A Missouri man accused of killing his wife admitted Tuesday that he buried her body in a park but insisted that her death was an accident that happened after he pushed her during an argument.

Joseph Elledge is charged with first-degree murder in the death of 28-year-old Mengqi Ji, whom he reported missing in October 2019. Her remains were found in March at a park near Columbia, Missouri.


Prosecutors rested their case on Monday, after presenting a week of evidence that detailed the couple’s troubled and deteriorating relationship. Ji moved to Missouri from China to study at the University of Missouri and stayed after she married Elledge.

On the stand Tuesday, Elledge said he and his wife argued on Oct. 8, 2019, after he confronted her about exchanging sexual messages with a man on a China-based messaging service. He said they pushed each other during the argument and she fell and hit her head.

He said Ji moved to a couch and he went for a walk. Later that night, he found her on the couple’s bed and he went to sleep. He said he awoke about 5 a.m. the next day to their daughter, Anna, crying. and went to check on her, The Columbia Tribune reported.

When he returned to the bedroom, Ji was unresponsive and he checked her for a pulse but her skin was cold, he said.

Elledge said he didn’t immediately call for help because the scene looked weird and “my mind was going 100 miles an hour. … I knew people would suspect me.” He called that decision “stupid.”

Elledge said he placed his wife’s body in the trunk of her car and returned to the apartment to think.

“I was panicked.

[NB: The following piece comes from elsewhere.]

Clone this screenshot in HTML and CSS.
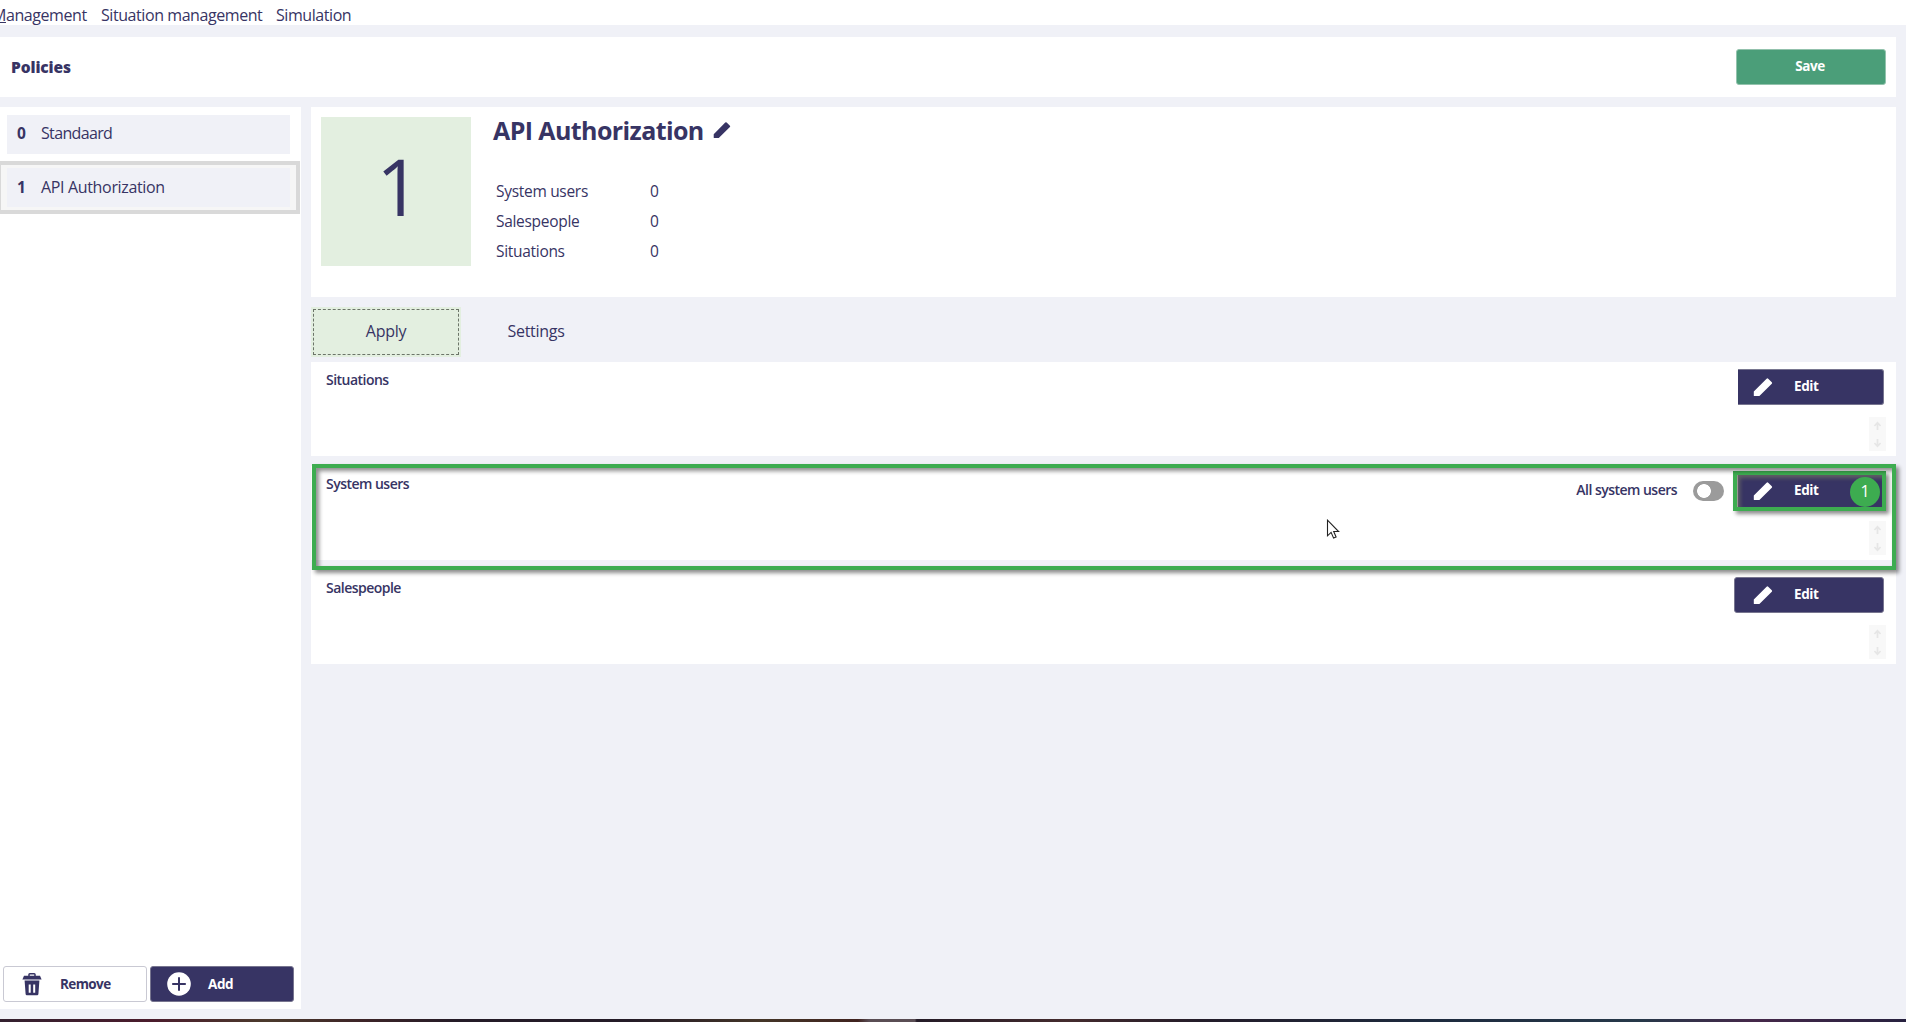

I wasn’t thinking at all, really,” he said.

He said he drove to places like Jefferson City, Fulton, Ashland and Guthrie, but didn’t know where to bury Ji so he returned home.

The next day, Elledge lied to a friend and Ji’s mother about her whereabouts, he said, because he didn’t know how to explain why he put her body in the car trunk.

With their daughter in the car, Elledge then drove to Rock Bridge State Park about 5 miles (8 kilometers) south of Columbia. He took about a half-hour to dig a grave and bury Ji, he said. The site was a half-mile from where Elledge had proposed to Ji.

He reported her missing when he returned home. He initially told authorities that he and Ji argued and he discovered she had left the apartment when he woke up the next day. He stuck to that story for months as searches were conducted for his wife and he was charged with her murder even before her body was found.

In testimony earlier Tuesday, Elledge said he and his wife had a difficult relationship because of differences caused by their backgrounds and cultures and their different ways of communicating.

He and Ji met in 2015 at Nanova, a company that makes dental products, where Ji was Elledge’s supervisor. They began dating the following year and eventually traveled to China, where he asked Ji’s parents for permission to marry her. The couple married in 2017 and planned to have three to five children and wanted them to grow up in a house that included both U.S. and Chinese cultures, KRCG-TV reported.

Elledge said he initially got along well with Ji’s parents but that tensions arose after they moved in with the couple when their daughter was born on Oct. 3, 2018.

His in-laws would “butt in and take over” on how to raise Anna, Elledge said, and they communicated with Ji in Chinese.

“I felt very isolated and like I was being pushed out of my own home,” Elledge said. Ji’s parents eventually moved out and the couple’s relationship improved somewhat, he said.

But trouble brewed in the summer of 2019, when Elledge had an internship at a home furnishing manufacturer in Carthage, and the couple had to financially maintain two homes.

He said their intimacy decreased and he began considering divorce. He conducted searches on the topic online but did not consult an attorney because, despite their bickering, they wanted to repair their relationship.

Prosecutors presented evidence that focused largely on a journal kept by Elledge, text messages between the couple and audio tapes that detailed their difficult relationship, The Columbia Missourian reported.

Prosecutor Dan Knight referred to a Elledge’s 51-page journal as a “grievances diary” because it contained pages of complaints about his wife. In segments read into evidence Monday, Elledge complained that his wife was demanding, did not care about his feelings and was secretive.

Ji earned a master’s degree in mechanical and aerospace engineering from the University of Missouri in December 2014. Elledge was a student at the university when his wife died.